## Begin

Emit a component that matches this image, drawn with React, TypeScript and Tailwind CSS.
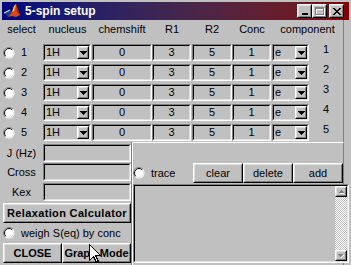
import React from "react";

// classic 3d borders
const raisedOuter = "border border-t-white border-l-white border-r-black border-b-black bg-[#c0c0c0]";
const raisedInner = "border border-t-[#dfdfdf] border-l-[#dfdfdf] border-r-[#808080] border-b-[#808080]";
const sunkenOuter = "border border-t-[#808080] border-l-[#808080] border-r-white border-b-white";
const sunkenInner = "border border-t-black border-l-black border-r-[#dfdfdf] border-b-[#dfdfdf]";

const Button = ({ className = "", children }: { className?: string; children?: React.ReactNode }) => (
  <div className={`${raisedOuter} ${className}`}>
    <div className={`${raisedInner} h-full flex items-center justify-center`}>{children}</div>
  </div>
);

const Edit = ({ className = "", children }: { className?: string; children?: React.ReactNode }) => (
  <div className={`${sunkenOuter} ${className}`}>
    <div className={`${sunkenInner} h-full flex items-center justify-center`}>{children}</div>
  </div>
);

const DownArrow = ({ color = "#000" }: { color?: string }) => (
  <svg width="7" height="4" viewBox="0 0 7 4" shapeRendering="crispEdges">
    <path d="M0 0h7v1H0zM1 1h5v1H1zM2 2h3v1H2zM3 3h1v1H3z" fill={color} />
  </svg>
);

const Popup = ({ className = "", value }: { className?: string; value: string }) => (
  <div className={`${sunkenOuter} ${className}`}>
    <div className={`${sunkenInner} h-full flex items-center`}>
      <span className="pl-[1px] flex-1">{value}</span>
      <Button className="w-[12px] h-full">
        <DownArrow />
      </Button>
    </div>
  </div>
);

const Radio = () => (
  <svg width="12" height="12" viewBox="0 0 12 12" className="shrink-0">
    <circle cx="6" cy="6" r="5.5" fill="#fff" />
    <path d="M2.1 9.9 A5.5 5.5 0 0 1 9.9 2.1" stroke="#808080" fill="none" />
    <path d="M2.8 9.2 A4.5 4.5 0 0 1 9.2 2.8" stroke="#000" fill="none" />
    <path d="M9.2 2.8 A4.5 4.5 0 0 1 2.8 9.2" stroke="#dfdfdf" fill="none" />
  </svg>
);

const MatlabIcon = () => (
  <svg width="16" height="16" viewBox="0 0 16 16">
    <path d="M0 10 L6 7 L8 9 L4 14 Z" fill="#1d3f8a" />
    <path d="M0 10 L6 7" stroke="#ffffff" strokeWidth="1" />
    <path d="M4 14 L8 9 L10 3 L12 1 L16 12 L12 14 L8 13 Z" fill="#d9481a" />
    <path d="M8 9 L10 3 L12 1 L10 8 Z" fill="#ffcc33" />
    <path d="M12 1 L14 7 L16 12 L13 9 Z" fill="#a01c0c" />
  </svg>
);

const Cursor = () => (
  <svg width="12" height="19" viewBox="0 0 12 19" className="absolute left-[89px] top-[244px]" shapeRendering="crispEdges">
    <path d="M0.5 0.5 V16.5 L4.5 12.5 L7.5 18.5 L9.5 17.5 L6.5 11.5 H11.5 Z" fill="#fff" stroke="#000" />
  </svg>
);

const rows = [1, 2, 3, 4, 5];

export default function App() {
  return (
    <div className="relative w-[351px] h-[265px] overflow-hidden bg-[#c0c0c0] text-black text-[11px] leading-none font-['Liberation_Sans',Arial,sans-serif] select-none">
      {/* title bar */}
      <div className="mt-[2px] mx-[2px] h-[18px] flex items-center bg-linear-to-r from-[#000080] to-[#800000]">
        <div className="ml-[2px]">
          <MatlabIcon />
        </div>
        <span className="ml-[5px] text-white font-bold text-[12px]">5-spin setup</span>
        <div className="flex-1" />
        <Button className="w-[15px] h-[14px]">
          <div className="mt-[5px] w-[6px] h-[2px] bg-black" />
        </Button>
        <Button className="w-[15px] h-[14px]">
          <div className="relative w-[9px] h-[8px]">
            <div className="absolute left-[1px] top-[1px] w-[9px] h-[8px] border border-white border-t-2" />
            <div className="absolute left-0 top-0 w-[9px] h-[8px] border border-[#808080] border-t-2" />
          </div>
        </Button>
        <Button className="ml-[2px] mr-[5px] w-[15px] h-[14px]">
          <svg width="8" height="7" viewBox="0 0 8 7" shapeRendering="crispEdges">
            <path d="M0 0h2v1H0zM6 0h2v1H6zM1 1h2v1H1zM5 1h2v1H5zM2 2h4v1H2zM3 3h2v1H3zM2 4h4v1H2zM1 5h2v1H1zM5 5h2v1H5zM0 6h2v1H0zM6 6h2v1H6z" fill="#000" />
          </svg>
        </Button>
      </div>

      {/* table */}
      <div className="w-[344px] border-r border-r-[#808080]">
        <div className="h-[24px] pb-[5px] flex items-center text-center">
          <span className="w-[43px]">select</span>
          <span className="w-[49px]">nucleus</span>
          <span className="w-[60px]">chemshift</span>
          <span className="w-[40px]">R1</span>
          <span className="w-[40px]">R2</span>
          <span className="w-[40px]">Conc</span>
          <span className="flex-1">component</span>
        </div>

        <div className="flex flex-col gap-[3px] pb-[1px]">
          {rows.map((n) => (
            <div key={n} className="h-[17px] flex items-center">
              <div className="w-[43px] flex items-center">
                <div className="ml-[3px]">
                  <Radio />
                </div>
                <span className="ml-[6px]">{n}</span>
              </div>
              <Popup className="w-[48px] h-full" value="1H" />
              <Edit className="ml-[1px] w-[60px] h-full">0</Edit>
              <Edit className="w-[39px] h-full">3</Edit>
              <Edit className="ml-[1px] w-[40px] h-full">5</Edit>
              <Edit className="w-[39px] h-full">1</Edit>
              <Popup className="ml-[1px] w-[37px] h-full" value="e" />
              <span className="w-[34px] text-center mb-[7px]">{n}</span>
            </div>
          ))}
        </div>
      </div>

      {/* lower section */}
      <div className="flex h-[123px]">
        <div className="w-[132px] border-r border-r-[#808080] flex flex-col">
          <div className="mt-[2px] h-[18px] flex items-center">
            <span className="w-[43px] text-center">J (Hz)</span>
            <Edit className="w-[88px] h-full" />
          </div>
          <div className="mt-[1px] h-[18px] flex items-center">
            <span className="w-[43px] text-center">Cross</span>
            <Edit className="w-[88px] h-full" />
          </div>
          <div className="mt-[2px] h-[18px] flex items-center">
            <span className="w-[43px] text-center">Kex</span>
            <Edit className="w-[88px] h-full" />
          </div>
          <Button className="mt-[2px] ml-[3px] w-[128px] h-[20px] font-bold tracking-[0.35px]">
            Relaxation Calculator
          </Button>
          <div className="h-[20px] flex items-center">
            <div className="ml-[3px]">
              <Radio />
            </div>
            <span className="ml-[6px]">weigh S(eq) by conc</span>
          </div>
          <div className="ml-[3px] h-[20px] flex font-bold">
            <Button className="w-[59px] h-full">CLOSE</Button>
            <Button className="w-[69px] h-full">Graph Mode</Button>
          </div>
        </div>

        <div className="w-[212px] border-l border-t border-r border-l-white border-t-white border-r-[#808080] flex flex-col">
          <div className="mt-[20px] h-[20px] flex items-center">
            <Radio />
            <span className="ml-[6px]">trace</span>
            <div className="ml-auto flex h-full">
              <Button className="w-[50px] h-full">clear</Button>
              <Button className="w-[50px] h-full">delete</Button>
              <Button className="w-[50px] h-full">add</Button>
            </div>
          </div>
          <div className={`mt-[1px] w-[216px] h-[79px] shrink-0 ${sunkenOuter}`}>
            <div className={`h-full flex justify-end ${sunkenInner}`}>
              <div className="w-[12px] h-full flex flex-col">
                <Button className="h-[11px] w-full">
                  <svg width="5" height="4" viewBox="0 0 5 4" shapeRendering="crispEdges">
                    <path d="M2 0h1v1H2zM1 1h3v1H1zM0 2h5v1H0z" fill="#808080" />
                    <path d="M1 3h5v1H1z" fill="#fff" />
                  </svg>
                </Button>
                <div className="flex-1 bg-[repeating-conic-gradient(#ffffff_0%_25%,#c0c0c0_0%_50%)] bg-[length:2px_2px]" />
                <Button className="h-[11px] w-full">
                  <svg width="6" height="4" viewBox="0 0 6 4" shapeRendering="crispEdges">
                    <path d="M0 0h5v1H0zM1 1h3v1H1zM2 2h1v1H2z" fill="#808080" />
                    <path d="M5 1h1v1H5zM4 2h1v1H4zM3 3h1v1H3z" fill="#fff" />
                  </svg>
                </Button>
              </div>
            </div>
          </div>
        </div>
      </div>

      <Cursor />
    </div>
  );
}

## End

Each line that has the word "component" should be copied.

* _The completed task_
Emit a component that matches this image, drawn with React, TypeScript and Tailwind CSS.
          <span className="flex-1">component</span>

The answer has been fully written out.